Consistency in messaging is critical for building trust and credibility, If marketing and sales teams are promising two different things, or using varying ways to promote the product, then sales will decline.


All messaging should be clear, concise, and consistent across all communication channels.


Understand the target audience

Brands should have an intimate knowledge of their consumer base. What are their wants, needs, and expectations? This data is then used to tailor the messaging accordingly and ensure that they’re spoken to on the right platform.


Data and reporting

To ensure optimal ROI from external communication, brands should capture and analyze all relevant data. This is used to identify trends, patterns, and areas that need improvement.

Surveys and feedback can provide valuable insights into the effectiveness of external communication. Organizations can use surveys to gather feedback from customers, stakeholders, and employees.



What are the Challenges in External Communication?

In addition to the above, i.e. choosing the right platform and type of communication, there are also several other challenges that brands typically face. These include:


Cultural Barriers

Cultural differences can pose a significant challenge in external communication. Different cultures have different communication styles, and what may be acceptable in one culture may not be acceptable in another.


This extends to rules of politeness and courtesy and linguistic nuance. A cultural faux pas can be devastating to a brand’s reputation, so it’s vital to invest in cross-cultural training for employees.


Regulatory Compliance

Regulatory compliance is another significant challenge in external communication. There are all sorts of regulations that govern how brands can communicate, and these differ significantly depending on place and platform.


These include platform policies, data privacy laws, and advertising standards. Failure to comply with these regulations can result in costly legal and financial consequences.


Clear policies and procedures ensure compliance with regulations when communicating externally.

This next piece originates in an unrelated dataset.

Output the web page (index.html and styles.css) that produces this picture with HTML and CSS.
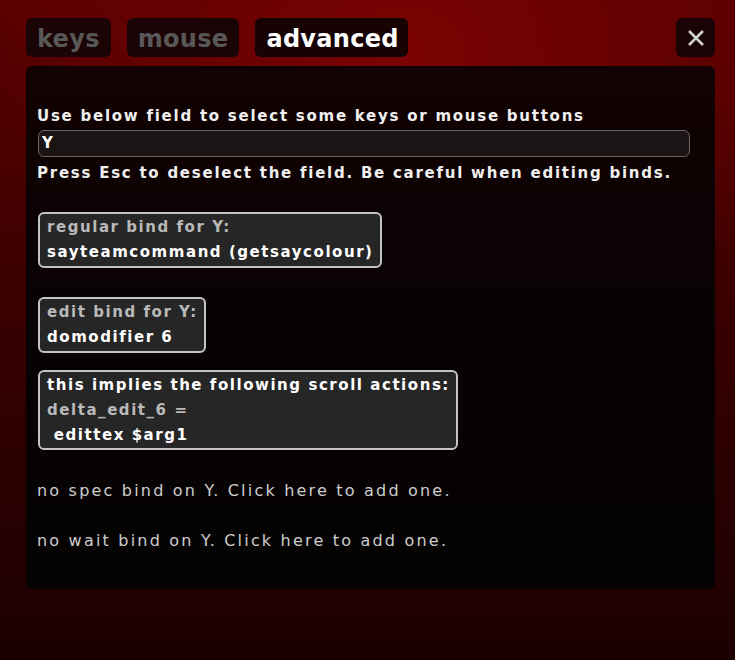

Competition for attention is a challenge across all communication channels. Ensuring that your brand’s message is noticed amidst all the distractions in print, social, and broadcast media presents a significant challenge for marketers.


To overcome this, brands should invest in making sure their communication stands out amidst a sea of content. This isn’t easy and there’s no one-size-fits-all approach that guarantees you’ll capture the audience’s attention. Each piece of communication should be crafted to ensure maximum visibility, using visuals and other means.



Future Trends in External Communication

Staying ahead of new technologies and trends gives brands a significant competitive advantage. Knowing where your audience is today is important, but knowing where they will be is invaluable. Here are some future trends in external communication to keep an eye on:



New technologies and data sourcing mean that messaging can be personalized. Although sometimes perceived as an invasion of privacy, tailoring the messaging to the target can be very effective. For example, a personalized happy birthday message, or marketing a product that fulfills a specific need.


Interactive Content

Polls, quizzes, games, surveys – all forms of interactive communication that help establish a rapport with the audience. It’s also useful for gleaning insights into consumer behaviors.



Sentient chatbots can measure audience receptivity and adjust the messaging accordingly. It’s also fast becoming a common way for consumers to correspond with a brand. 


Emerging technologies

The rise of new technologies like virtual reality (VR) and augmented reality (AR) could revolutionize brand storytelling and product promotion. These technologies could be used to create wholly immersive experiences for customers and create entirely new communication channels within virtual worlds.